The Tsartlip were vocal opponents of the destruction of a nearby cave last year on Spaet Mountain by the Bear Mountain developers. Edwards says the chief and council are also against expanding the highway and are considering applying for an injunction to stop the construction. "I do know Tsartlip is opposing the construction of the interchange because it is taking away very important ecological systems," she says.
The meadow, wetland, pond and cave are all part of a water course that feeds into the salmon bearing Goldstream, she says. "All these places are important, that's the first thing on the mind of the chief and council," she says. "What's going to happen in the future to our Goldstream? Goldstream is so important . . . It's our food, our ceremonies, our right."
The Goldstream runs through a provincial park.
Bunch of constraints
Transportation minister Kevin Falcon declined an interview. A ministry spokesperson says it is Langford's project and questions should be directed there.

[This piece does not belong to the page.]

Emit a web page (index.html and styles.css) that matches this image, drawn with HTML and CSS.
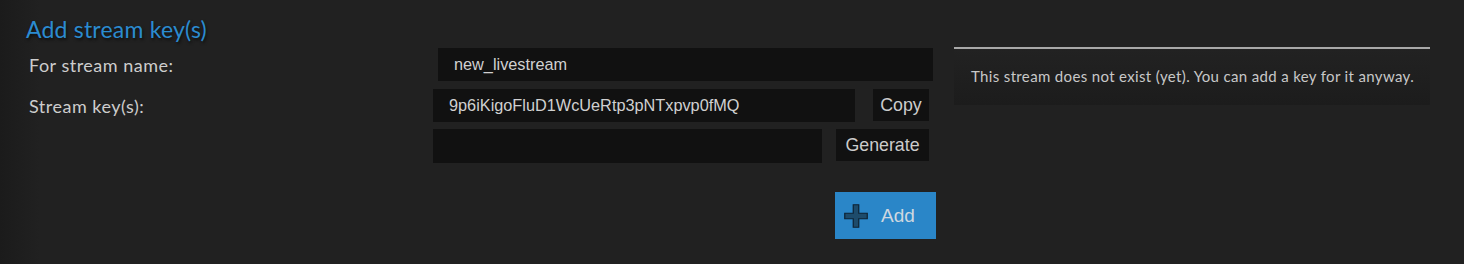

Langford directs questions to Tim Stevens, a transportation engineer the city has contracted to manage the project. Asked if the assessment and consultation process have been thorough enough, Stevens says, "We're getting all the reports done we need to get done. If we find any entity we have to deal with, we'll deal with them." The planners moved the alignment to go around the cave, for instance, he says. "It's not like we don't want to do the right thing."
The interchange is needed, he says. "The place is growing like crazy. There's more people and more people want to drive."
The engineers looked at other options, he says, but a trailer park and a gas station are in the way of the nearest alternatives. "Where we chose to put it was the best place we could find given the constraints we have," he says. "There's a bunch of constraints out there, all of which have issues. Some are environmental and some are social. Some are money . . . The alignment that's there is the most benign we could come up with, in my view. Not everyone would necessarily agree."
That disagreement is set to become even more obvious very soon. Stevens says the city hopes to start clearing trees in January. But as activist Lee writes in an e-mail, "They've got a lot of tricky work ahead of them to dislodge the protesters, should push come to shove."
He adds, "People at the tree sits are already risking much and are putting their lives on the line by the very nature of what they are doing. The RCMP should avoid making the situation even more dangerous."
With pending legal action, protesters in the trees and others willing to be arrested, it will take a whole lot of brute force to have construction ready to go in January.